Which means, processed fresh veggies are almost always going to have gone through a chlorine wash...
Yuck!

Pat
yuck too !!! and that's what we eat almost daily, bagged veggies .... It's insane ... you think you protect your family by giving them fresh food and no processed and here it is again ... chemicals
Sometimes I feel like I spend my time for no reason. To know or not ???
Whoa,....did not know about the dip? What about the orgainc ones,....are the "dipped" too?
Yes, according to the info I attached...even the organic ones.
UGH
I buy the Organic baby carrots all the time!
My husband likes to snack on them so I buy them, so the kids eat them too.
back to the regular ones for us.
I should have known that all though. I mean they certainly don't grow that neat and clean. Of course they are processed.....
We stopped buying the baby carrots a month or so ago when we realized that they don't seem as sweet as the larger carrots. Not to mention the price difference! I can get a 5 lb bag of organic carrots for $5. The baby carrots are never as cheap as $1/lb.

I don't peel carrots, I just wash them, since a lot of the vitamins are on the surface layer. I used to cut them into sticks, but the other day I sliced them at an angle so they were long ovals, and they tasted much better this way!

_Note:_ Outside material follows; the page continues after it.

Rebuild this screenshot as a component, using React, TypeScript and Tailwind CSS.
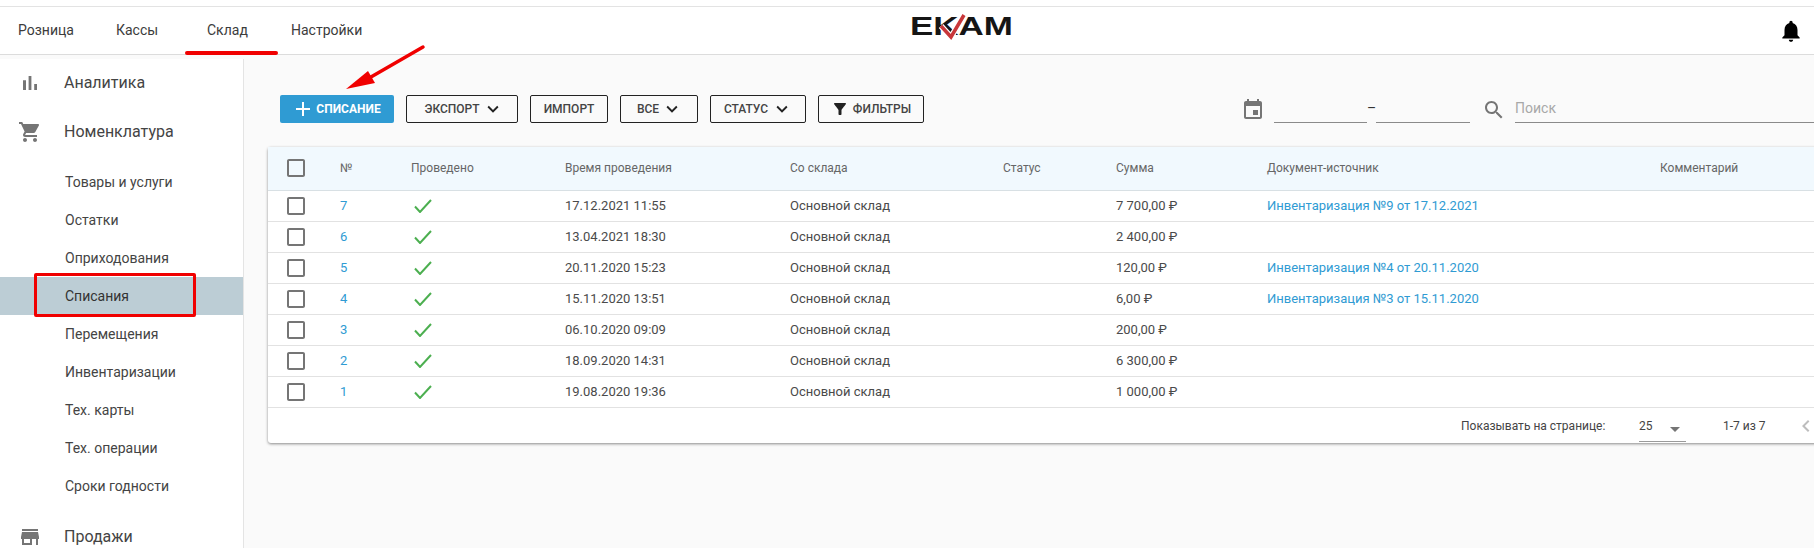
const ICONS = {
  chart: "M5 9.2h3V19H5zM10.6 5h2.8v14h-2.8zm5.6 8H19v6h-2.8z",
  cart: "M7 18c-1.1 0-1.99.9-1.99 2S5.9 22 7 22s2-.9 2-2-.9-2-2-2zM1 2v2h2l3.6 7.59-1.35 2.45c-.16.28-.25.61-.25.96 0 1.1.9 2 2 2h12v-2H7.42c-.14 0-.25-.11-.25-.25l.03-.12.9-1.63h7.45c.75 0 1.41-.41 1.75-1.03l3.58-6.49c.08-.14.12-.31.12-.48 0-.55-.45-1-1-1H5.21l-.94-2H1zm16 16c-1.1 0-1.99.9-1.99 2s.89 2 1.99 2 2-.9 2-2-.9-2-2-2z",
  store: "M20 4H4v2h16V4zm1 10v-2l-1-5H4l-1 5v2h1v6h10v-6h4v6h2v-6h1zm-9 4H6v-4h6v4z",
  bell: "M12 22c1.1 0 2-.9 2-2h-4c0 1.1.89 2 2 2zm6-6v-5c0-3.07-1.64-5.64-4.5-6.32V4c0-.83-.67-1.5-1.5-1.5s-1.5.67-1.5 1.5v.68C7.63 5.36 6 7.92 6 11v5l-2 2v1h16v-1l-2-2z",
  event: "M17 12h-5v5h5v-5zM16 1v2H8V1H6v2H5c-1.11 0-1.99.9-1.99 2L3 19c0 1.1.89 2 2 2h14c1.1 0 2-.9 2-2V5c0-1.1-.9-2-2-2h-1V1h-2zm3 18H5V8h14v11z",
  search: "M15.5 14h-.79l-.28-.27C15.41 12.59 16 11.11 16 9.5 16 5.91 13.09 3 9.5 3S3 5.91 3 9.5 5.91 16 9.5 16c1.61 0 3.09-.59 4.23-1.57l.27.28v.79l5 4.99L20.49 19l-4.99-5zm-6 0C7.01 14 5 11.99 5 9.5S7.01 5 9.5 5 14 7.01 14 9.5 11.99 14 9.5 14z",
  filter: "M4.25 5.61C6.27 8.2 10 13 10 13v6c0 .55.45 1 1 1h2c.55 0 1-.45 1-1v-6s3.72-4.8 5.74-7.39c.51-.66.04-1.61-.79-1.61H5.04c-.83 0-1.3.95-.79 1.61z",
  expand: "M16.59 8.59L12 13.17 7.41 8.59 6 10l6 6 6-6z",
  add: "M19 13h-6v6h-2v-6H5v-2h6V5h2v6h6v2z",
  box: "M19 5v14H5V5h14m0-2H5c-1.1 0-2 .9-2 2v14c0 1.1.9 2 2 2h14c1.1 0 2-.9 2-2V5c0-1.1-.9-2-2-2z",
  left: "M15.41 7.41L14 6l-6 6 6 6 1.41-1.41L10.83 12z",
};

function Icon({ name, className }: { name: keyof typeof ICONS; className?: string }) {
  return (
    <svg viewBox="0 0 24 24" fill="currentColor" className={className} aria-hidden="true">
      <path d={ICONS[name]} />
    </svg>
  );
}

const topLinks = [
  { label: "Розница", className: "w-[98px]" },
  { label: "Кассы", className: "w-[91px]" },
  { label: "Склад", className: "w-[84px]" },
  { label: "Настройки", className: "" },
];

const subItems = ["Товары и услуги", "Остатки", "Оприходования", "Списания", "Перемещения", "Инвентаризации", "Тех. карты", "Тех. операции", "Сроки годности"];

const rows = [
  { id: 7, date: "17.12.2021 11:55", sum: "7 700,00 ₽", doc: "Инвентаризация №9 от 17.12.2021" },
  { id: 6, date: "13.04.2021 18:30", sum: "2 400,00 ₽", doc: "" },
  { id: 5, date: "20.11.2020 15:23", sum: "120,00 ₽", doc: "Инвентаризация №4 от 20.11.2020" },
  { id: 4, date: "15.11.2020 13:51", sum: "6,00 ₽", doc: "Инвентаризация №3 от 15.11.2020" },
  { id: 3, date: "06.10.2020 09:09", sum: "200,00 ₽", doc: "" },
  { id: 2, date: "18.09.2020 14:31", sum: "6 300,00 ₽", doc: "" },
  { id: 1, date: "19.08.2020 19:36", sum: "1 000,00 ₽", doc: "" },
];

const outlineBtn = "h-[28px] shrink-0 flex items-center justify-center rounded-[2px] border border-[#222] text-[12px] font-medium text-[#444]";

function Logo() {
  return (
    <svg viewBox="0 0 101 24" className="w-[101px] h-[24px] overflow-visible" role="img" aria-label="EKAM">
      <text x="-1" y="20" textLength="103" lengthAdjust="spacingAndGlyphs" fontFamily="'Liberation Sans', sans-serif" fontWeight="700" fontSize="26" fill="#151515">EKAM</text>
      <path d="M30 11l10 11L53 0" fill="none" stroke="#fff" strokeWidth="6" />
      <path d="M30 11l10 11L53 0" fill="none" stroke="#c8373a" strokeWidth="3.5" />
    </svg>
  );
}

export default function App() {
  return (
    <div className="relative w-[1814px] h-[548px] overflow-hidden bg-[#fafafa] font-['Roboto',sans-serif] text-[#444]">
      <div className="h-[6px] bg-white border-b border-[#e3e3e3] box-content" />
      <header className="relative h-[48px] bg-white border-b border-[#dcdcdc] flex items-center pl-[18px]">
        <nav className="flex text-[14px] text-[#3c3c3c]">
          {topLinks.map((l) => (
            <span key={l.label} className={l.className}>{l.label}</span>
          ))}
        </nav>
        <div className="absolute left-[911px] top-[8px]"><Logo /></div>
        <Icon name="bell" className="absolute left-[1778px] top-[11px] w-[26px] h-[26px] text-black" />
      </header>

      <div className="flex h-[493px] pt-[4px]">
        <aside className="w-[244px] shrink-0 bg-white border-r border-[#e4e4e4] text-[#444]">
          <div className="h-[47px] pt-[1px] flex items-center pl-[18px]">
            <Icon name="chart" className="w-[24px] h-[24px] text-[#757575]" />
            <span className="ml-[22px] text-[16px]">Аналитика</span>
          </div>
          <div className="h-[51px] flex items-center pl-[18px]">
            <Icon name="cart" className="w-[24px] h-[24px] text-[#757575]" />
            <span className="ml-[22px] text-[16px]">Номенклатура</span>
          </div>
          <ul className="pt-[6px] text-[14px]">
            {subItems.map((item) => (
              <li key={item} className={`h-[38px] flex items-center pl-[65px] ${item === "Списания" ? "bg-[#bccdd5] text-[#333]" : ""}`}>{item}</li>
            ))}
          </ul>
          <div className="mt-[10px] h-[44px] flex items-center pl-[18px]">
            <Icon name="store" className="w-[24px] h-[24px] text-[#757575]" />
            <span className="ml-[22px] text-[16px]">Продажи</span>
          </div>
        </aside>

        <main className="flex-1 pl-[24px] pt-[36px] min-w-0">
          <div className="flex items-end pl-[12px]">
            <button className="w-[114px] h-[28px] shrink-0 flex items-center justify-center rounded-[2px] bg-[#2f9bd3] text-white text-[12px] font-bold">
              <Icon name="add" className="w-[24px] h-[24px] -ml-[2px]" />
              <span className="ml-[1px]">СПИСАНИЕ</span>
            </button>
            <button className={`${outlineBtn} w-[112px] ml-[12px] pl-[4px]`}>ЭКСПОРТ<Icon name="expand" className="w-[22px] h-[22px] ml-[2px] text-[#222]" /></button>
            <button className={`${outlineBtn} w-[78px] ml-[12px]`}>ИМПОРТ</button>
            <button className={`${outlineBtn} w-[78px] ml-[12px] pl-[2px]`}>ВСЕ<Icon name="expand" className="w-[22px] h-[22px] ml-[2px] text-[#222]" /></button>
            <button className={`${outlineBtn} w-[96px] ml-[12px] pl-[1px]`}>СТАТУС<Icon name="expand" className="w-[22px] h-[22px] ml-[3px] text-[#222]" /></button>
            <button className={`${outlineBtn} w-[106px] ml-[12px]`}><Icon name="filter" className="w-[18px] h-[18px] mr-[4px] text-[#222]" />ФИЛЬТРЫ</button>

            <Icon name="event" className="w-[24px] h-[24px] shrink-0 ml-[317px] mb-[1px] text-[#757575]" />
            <div className="w-[93px] h-[28px] shrink-0 ml-[9px] border-b border-[#8a8a8a]" />
            <div className="w-[9px] h-[28px] shrink-0 flex items-center justify-center text-[14px] leading-none text-[#333] pb-[3px]">–</div>
            <div className="w-[94px] h-[28px] shrink-0 border-b border-[#8a8a8a]" />
            <Icon name="search" className="w-[24px] h-[24px] shrink-0 ml-[12px] mb-[1px] text-[#757575]" />
            <div className="w-[400px] h-[28px] shrink-0 ml-[9px] border-b border-[#8a8a8a] text-[14px] leading-[26px] text-[#a8a8a8]">Поиск</div>
          </div>

          <div className="mt-[24px] w-[1600px] h-[296px] rounded-[3px] bg-white shadow-[0_1px_3px_rgba(0,0,0,0.45)]">
            <table className="table-fixed w-full border-collapse text-left">
              <thead>
                <tr className="h-[43px] bg-[#f1f9fe] border-b border-[#d8e0e4] text-[12px] text-[#666]">
                  <th className="w-[72px] pl-[16px] font-normal"><Icon name="box" className="w-[24px] h-[24px] text-[#757575]" /></th>
                  <th className="w-[71px] font-normal">№</th>
                  <th className="w-[154px] font-normal">Проведено</th>
                  <th className="w-[225px] font-normal">Время проведения</th>
                  <th className="w-[213px] font-normal">Со склада</th>
                  <th className="w-[113px] font-normal">Статус</th>
                  <th className="w-[151px] font-normal">Сумма</th>
                  <th className="w-[393px] font-normal">Документ-источник</th>
                  <th className="font-normal">Комментарий</th>
                </tr>
              </thead>
              <tbody className="text-[13px] text-[#4a4a4a]">
                {rows.map((r) => (
                  <tr key={r.id} className="h-[31px] border-b border-[#e2e2e2]">
                    <td className="pl-[16px]"><Icon name="box" className="w-[24px] h-[24px] text-[#757575]" /></td>
                    <td className="text-[#2f9bd3]">{r.id}</td>
                    <td>
                      <svg viewBox="0 0 18 14" className="w-[18px] h-[14px] ml-[3px]" fill="none" stroke="#4caf50" strokeWidth="2" aria-hidden="true">
                        <path d="M1 7.5l5 5.5L17 1" />
                      </svg>
                    </td>
                    <td>{r.date}</td>
                    <td>Основной склад</td>
                    <td />
                    <td>{r.sum}</td>
                    <td className="text-[#2f9bd3]">{r.doc}</td>
                    <td />
                  </tr>
                ))}
              </tbody>
            </table>
            <div className="h-[37px] flex items-center pl-[1193px] text-[12px] text-[#444]">
              <span className="w-[178px]">Показывать на странице:</span>
              <div className="relative w-[47px] h-[30px] mt-[1px] border-b border-[#9a9a9a] flex items-center">
                <span>25</span>
                <span className="absolute right-[6px] top-[15px] border-x-[5px] border-t-[5px] border-x-transparent border-t-[#757575]" />
              </div>
              <span className="ml-[37px]">1-7 из 7</span>
              <Icon name="left" className="ml-[28px] w-[24px] h-[24px] text-[#bdbdbd]" />
            </div>
          </div>
        </main>
      </div>

      {/* пометки поверх скриншота */}
      <div className="absolute left-[185px] top-[51px] w-[93px] h-[4px] rounded-full bg-[#f00000]" />
      <div className="absolute left-[34px] top-[273px] w-[162px] h-[44px] rounded-[2px] border-[3px] border-[#f00000]" />
      <svg className="absolute left-[340px] top-[40px] w-[90px] h-[55px]" viewBox="0 0 90 55" aria-hidden="true">
        <path d="M83 7L24 41" stroke="#f00000" strokeWidth="3.5" strokeLinecap="round" />
        <path d="M6 49L28 31l7 12z" fill="#f00000" />
      </svg>
    </div>
  );
}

I think it is because you get less skin in each bite, they taste super sweet. That's how I've been serving them to my kids from now on, we call them carrot chips.

Cara
Thanks for the heads-up about the cocktail carrots. I buy them all the time for my family and have definetly noticed the look you are refering to (after a few days in the fridge). I am going to stop buying them and pass on the info.